When you chat with Themis, it automatically loads all skills available to you — no need to reference them manually.

Browsing Skills

Go to Skills in the sidebar to see all skills available in your space. You can filter by:

  • Enabled / Disabled — Active skills vs. deactivated ones
  • Mine — Your personal skills
  • Space — Shared with all space members
  • System — Available across all spaces (created by admins)

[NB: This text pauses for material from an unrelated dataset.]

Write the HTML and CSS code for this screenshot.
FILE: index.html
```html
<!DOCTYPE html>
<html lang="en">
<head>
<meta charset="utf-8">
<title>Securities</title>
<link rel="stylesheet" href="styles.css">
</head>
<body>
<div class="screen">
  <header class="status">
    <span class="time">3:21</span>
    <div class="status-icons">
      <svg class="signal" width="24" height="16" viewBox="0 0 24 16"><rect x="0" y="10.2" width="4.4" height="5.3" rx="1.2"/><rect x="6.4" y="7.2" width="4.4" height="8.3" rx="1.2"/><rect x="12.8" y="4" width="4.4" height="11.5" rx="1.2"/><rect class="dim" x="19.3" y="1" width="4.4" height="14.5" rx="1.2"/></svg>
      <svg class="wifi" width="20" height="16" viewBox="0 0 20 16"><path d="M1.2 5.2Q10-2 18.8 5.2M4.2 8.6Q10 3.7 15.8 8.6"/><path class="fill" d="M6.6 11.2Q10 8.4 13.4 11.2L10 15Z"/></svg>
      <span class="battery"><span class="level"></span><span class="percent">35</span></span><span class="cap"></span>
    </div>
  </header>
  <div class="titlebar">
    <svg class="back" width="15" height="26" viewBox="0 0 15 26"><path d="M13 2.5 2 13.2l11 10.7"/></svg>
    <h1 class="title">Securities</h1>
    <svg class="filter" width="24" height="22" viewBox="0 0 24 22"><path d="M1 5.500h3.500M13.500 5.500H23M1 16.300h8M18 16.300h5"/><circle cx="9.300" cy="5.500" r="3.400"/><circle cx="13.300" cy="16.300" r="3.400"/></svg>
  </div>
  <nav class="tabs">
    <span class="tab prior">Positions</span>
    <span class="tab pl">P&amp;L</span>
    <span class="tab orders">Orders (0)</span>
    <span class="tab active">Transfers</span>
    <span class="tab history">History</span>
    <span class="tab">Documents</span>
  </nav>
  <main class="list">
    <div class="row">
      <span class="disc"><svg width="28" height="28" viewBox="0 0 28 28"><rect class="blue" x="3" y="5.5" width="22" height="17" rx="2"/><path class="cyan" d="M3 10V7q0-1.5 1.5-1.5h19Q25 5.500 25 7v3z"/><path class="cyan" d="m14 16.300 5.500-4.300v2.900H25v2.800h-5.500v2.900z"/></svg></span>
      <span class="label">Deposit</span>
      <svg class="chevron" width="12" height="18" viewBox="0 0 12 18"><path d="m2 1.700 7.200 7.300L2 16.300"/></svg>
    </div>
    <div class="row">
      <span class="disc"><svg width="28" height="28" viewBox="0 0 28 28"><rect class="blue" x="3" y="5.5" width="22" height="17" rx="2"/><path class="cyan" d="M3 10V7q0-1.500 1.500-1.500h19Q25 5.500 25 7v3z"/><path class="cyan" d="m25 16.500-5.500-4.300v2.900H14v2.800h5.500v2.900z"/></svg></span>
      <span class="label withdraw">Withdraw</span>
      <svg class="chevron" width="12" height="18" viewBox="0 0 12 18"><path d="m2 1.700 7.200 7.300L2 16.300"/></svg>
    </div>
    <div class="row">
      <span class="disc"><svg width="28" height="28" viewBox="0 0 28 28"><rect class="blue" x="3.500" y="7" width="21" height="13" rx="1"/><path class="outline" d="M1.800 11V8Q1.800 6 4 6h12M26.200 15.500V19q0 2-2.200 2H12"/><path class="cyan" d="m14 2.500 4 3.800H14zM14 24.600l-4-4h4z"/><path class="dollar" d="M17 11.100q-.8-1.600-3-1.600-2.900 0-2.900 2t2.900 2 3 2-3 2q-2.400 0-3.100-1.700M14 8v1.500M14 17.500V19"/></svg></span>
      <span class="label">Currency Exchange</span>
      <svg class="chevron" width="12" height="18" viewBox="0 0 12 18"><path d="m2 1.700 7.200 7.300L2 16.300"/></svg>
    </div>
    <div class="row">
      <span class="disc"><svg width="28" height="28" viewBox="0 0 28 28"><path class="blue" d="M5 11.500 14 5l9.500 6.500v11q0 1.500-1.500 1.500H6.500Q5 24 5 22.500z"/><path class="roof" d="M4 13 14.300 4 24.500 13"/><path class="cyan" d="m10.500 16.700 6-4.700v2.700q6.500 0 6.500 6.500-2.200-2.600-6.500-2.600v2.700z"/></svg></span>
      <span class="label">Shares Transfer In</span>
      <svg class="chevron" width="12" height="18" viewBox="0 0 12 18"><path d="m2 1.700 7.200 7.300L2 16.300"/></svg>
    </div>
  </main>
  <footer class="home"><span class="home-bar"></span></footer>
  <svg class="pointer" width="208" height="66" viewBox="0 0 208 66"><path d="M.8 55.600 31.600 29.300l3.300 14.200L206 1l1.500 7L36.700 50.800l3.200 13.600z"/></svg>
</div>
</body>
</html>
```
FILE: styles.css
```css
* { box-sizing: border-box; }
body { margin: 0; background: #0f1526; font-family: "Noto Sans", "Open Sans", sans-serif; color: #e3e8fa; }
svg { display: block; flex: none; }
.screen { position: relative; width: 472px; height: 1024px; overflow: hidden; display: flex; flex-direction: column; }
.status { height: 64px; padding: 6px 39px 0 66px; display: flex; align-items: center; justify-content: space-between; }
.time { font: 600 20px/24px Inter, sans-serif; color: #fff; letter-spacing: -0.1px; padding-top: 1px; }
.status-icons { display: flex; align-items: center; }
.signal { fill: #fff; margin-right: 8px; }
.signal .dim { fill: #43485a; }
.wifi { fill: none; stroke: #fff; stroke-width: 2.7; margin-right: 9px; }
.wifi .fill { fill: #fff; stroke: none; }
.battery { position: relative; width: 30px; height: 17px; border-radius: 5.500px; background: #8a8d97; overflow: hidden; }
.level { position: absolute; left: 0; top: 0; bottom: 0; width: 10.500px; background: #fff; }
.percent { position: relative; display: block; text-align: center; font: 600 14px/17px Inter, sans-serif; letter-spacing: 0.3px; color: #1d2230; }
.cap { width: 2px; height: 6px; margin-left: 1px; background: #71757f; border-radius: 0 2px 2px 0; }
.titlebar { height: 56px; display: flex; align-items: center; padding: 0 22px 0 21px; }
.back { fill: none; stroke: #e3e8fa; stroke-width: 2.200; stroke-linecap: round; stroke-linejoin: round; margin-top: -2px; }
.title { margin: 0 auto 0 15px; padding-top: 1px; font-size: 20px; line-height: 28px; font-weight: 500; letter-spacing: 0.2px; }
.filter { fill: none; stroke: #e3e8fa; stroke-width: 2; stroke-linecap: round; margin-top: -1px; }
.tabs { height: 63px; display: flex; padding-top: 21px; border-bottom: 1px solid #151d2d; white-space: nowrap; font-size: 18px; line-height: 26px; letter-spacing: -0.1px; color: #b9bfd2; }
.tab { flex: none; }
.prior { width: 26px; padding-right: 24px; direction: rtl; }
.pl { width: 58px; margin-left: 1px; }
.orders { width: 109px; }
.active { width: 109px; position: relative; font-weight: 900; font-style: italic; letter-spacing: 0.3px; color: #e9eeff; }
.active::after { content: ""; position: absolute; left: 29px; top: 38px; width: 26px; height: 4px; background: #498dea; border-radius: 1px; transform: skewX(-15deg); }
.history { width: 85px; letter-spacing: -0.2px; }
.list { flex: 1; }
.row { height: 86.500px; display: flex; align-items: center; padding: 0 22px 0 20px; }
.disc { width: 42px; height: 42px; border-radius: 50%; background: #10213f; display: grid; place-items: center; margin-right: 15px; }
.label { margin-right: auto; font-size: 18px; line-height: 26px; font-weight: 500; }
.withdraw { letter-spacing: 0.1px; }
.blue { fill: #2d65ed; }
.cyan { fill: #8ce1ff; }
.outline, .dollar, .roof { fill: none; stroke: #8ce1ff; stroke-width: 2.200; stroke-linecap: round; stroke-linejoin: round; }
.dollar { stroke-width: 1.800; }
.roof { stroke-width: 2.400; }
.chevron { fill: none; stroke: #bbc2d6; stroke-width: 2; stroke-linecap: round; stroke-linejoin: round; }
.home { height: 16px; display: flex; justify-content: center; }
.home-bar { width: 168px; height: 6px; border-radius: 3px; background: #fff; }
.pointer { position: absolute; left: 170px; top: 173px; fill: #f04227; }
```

Each skill shows its name, scope, description, creator, and last updated date. Click any skill to view its full content and attached files.

Using Skills in Chat

You don’t need to do anything special — agents automatically discover and apply relevant skills during conversations. For example, if your space has a “code-review-checklist” skill, the agent will follow it when reviewing PRs.

Slash-Command Palette

To invoke a specific skill explicitly, type / at the start of an empty input or new line in the chat composer. A palette opens listing every skill available to you in the current space, with its description and example prompts.

  • Filter by typing more characters (e.g. /code).
  • Arrow keys to navigate, Enter or Tab to insert /<skill-name> into the message.
  • Items are deduplicated using the same priority Themis applies when loading skills: personal > space > system. If you and your space both have a skill named summary, the palette shows (and inserts) the personal one.

The palette is hidden on phones because the soft keyboard’s autocomplete already covers the same need.

Example Prompts

Each skill can carry up to 10 example prompts (200 characters each). They surface in the slash-command palette so users can see what the skill is good at without opening it.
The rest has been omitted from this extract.